●意味
人生の富貴栄華は夢のようです。金持ちは必ずしも幸せとは言えないし、従って貧乏人は金持ちを羨ましく思う必要はありません。
●寓話
周王朝に尹という人物がいて、莫大な資産を作っていました。その下で働く者は、朝早くから夜遅くまで、少しも休む暇がありません。
ある年寄りの召使が、手足の力はもう尽きているのに、次から次へと仕事を持ち込まれ、こき使われていました。昼はうめきながら働き、夜は疲れきってぐっすり眠ります。

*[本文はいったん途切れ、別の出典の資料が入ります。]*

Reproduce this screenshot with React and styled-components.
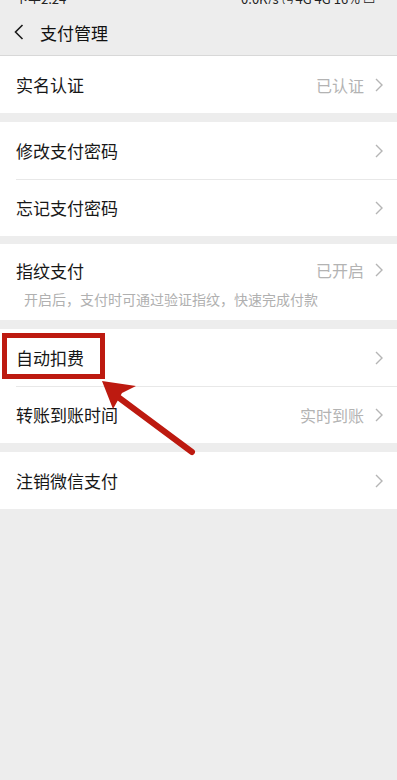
import React from 'react';
import styled, { createGlobalStyle } from 'styled-components';

const GlobalStyle = createGlobalStyle`
  html, body {
    margin: 0;
    padding: 0;
    background: #ededed;
  }
  body {
    font-family: "Noto Sans CJK SC", "Noto Sans", "Liberation Sans", sans-serif;
    -webkit-font-smoothing: antialiased;
  }
`;

const Page = styled.div`
  position: relative;
  width: 397px;
  min-height: 780px;
  background: #ededed;
  overflow: hidden;
`;

// only the bottom edge of the status bar is visible in the shot
const StatusBar = styled.div`
  height: 4px;
  overflow: hidden;
  display: flex;
  align-items: flex-end;
  justify-content: space-between;
  padding: 0 22px 0 15px;
  font-size: 13px;
  line-height: 13px;
  color: #222;
`;

const StatusText = styled.span`
  display: block;
  transform: translateY(1px);
`;

const Header = styled.header`
  height: 52px;
  box-sizing: border-box;
  display: flex;
  align-items: center;
  padding: 5px 0 0 14px;
  border-bottom: 1px solid #d8d8d8;
`;

const BackButton = styled.span`
  display: flex;
  width: 26px;
  align-items: center;
`;

const Title = styled.h1`
  margin: 0;
  font-size: 17px;
  font-weight: 400;
  color: #111;
`;

const Group = styled.section`
  background: #fff;
  margin-top: ${p => p.gap}px;
`;

const Row = styled.div`
  position: relative;
  height: ${p => (p.tall ? 76 : 57)}px;
  box-sizing: border-box;
  display: flex;
  flex-direction: column;
  justify-content: ${p => (p.tall ? 'flex-start' : 'center')};
  padding: ${p => (p.tall ? '16px 14px 0 16px' : '0 14px 0 16px')};

  & + &::before {
    content: '';
    position: absolute;
    top: 0;
    left: 16px;
    right: 0;
    height: 1px;
    background: #e8e8e8;
  }
`;

const Line = styled.div`
  display: flex;
  align-items: center;
  justify-content: space-between;
  height: 20px;
`;

const Label = styled.span`
  font-size: 17px;
  color: #171717;
`;

const Value = styled.span`
  display: flex;
  align-items: center;
  gap: 11px;
  font-size: 16px;
  color: #b3b3b3;
`;

const Hint = styled.div`
  margin-top: 10px;
  padding-left: 8px;
  font-size: 14px;
  line-height: 18px;
  color: #b0b0b0;
`;

const Overlay = styled.svg`
  position: absolute;
  left: 0;
  top: 0;
  pointer-events: none;
`;

const Chevron = () => (
  <svg width="8" height="14" viewBox="0 0 8 14">
    <path d="M1 1l6 6-6 6" fill="none" stroke="#b5b5b5" strokeWidth="1.4" />
  </svg>
);

const BackIcon = () => (
  <svg width="10" height="16" viewBox="0 0 10 16">
    <path d="M8.5 1L1.5 8l7 7" fill="none" stroke="#1a1a1a" strokeWidth="1.6" />
  </svg>
);

const Item = ({ label, value, hint }) => (
  <Row tall={!!hint}>
    <Line>
      <Label>{label}</Label>
      <Value>
        {value}
        <Chevron />
      </Value>
    </Line>
    {hint && <Hint>{hint}</Hint>}
  </Row>
);

const groups = [
  { gap: 0, items: [{ label: '实名认证', value: '已认证' }] },
  {
    gap: 9,
    items: [{ label: '修改支付密码' }, { label: '忘记支付密码' }]
  },
  {
    gap: 8,
    items: [
      {
        label: '指纹支付',
        value: '已开启',
        hint: '开启后，支付时可通过验证指纹，快速完成付款'
      }
    ]
  },
  {
    gap: 9,
    items: [{ label: '自动扣费' }, { label: '转账到账时间', value: '实时到账' }]
  },
  { gap: 9, items: [{ label: '注销微信支付' }] }
];

export default function App() {
  return (
    <Page>
      <GlobalStyle />
      <StatusBar>
        <StatusText>下午2:24</StatusText>
        <StatusText>0.0K/s ◷ 4G 4G 16% ▭</StatusText>
      </StatusBar>
      <Header>
        <BackButton>
          <BackIcon />
        </BackButton>
        <Title>支付管理</Title>
      </Header>
      {groups.map((g, i) => (
        <Group key={i} gap={g.gap}>
          {g.items.map(it => (
            <Item key={it.label} {...it} />
          ))}
        </Group>
      ))}
      <Overlay width="397" height="780" viewBox="0 0 397 780">
        <rect
          x="4.5"
          y="335.5"
          width="98"
          height="41"
          fill="none"
          stroke="#bd1a10"
          strokeWidth="5"
        />
        <line
          x1="118"
          y1="397"
          x2="192"
          y2="452"
          stroke="#bd1a10"
          strokeWidth="6"
          strokeLinecap="round"
        />
        <path d="M102 381 L136 386 L122 393 L113 409 Z" fill="#bd1a10" />
      </Overlay>
    </Page>
  );
}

眠ると心がすっきりするので、毎晩、夢の中で国王になり、国中の事を指示し、いつも宮殿で酒を飲んだり遊んだりしています。自分の気に合わないことはなく、その楽しさは他に比べるものもありませんでした。
しかし、朝、目が覚めれば、またいつものように主人にこき使われていたのです。
そこで、ある人が日ごろの苦労を慰めるとその召使はこのように言いました。
「人の一生は百年で、昼が半分、夜が半分だ。わしは、昼間は人の召使で苦しいことは苦しいが、夜は国王で、その楽しさは他に比べるものもない。だから何も恨むところはないよ」
一方、主人の尹は、世間の事に気を使い、家の仕事に心を悩ませ、身も心も共に疲れ果て、夜になると疲れきって寝床に入ります。さらに、毎晩、夢の中で召使となり、走り使いや力仕事などをしなければならず、その上、怒鳴りつけられたり、鞭で打たれたり、さまざまな仕打ちを受けます。眠っている間、寝言を言ったりうなされたりして、夜明けになってやっと治まるのです。
尹はこれを苦にして友人を訪ねますが、相手はこのように言いました。
「君は、身に余るほど名誉ある位に就き、また財産も使いきれないほどあって、とても人の及ぶところではない。しかし、夜になると夢の中で人の召使になるのは、昼間、楽をしている報いで、当たり前のことだ。寝ても覚めても楽をしようと思っても、できるものかね」。
尹は友人の言葉を聞いて、それから召使の仕事量を緩め、また、自分の心配事も減らしたので、心の病も少しずつ良くなっていったのです。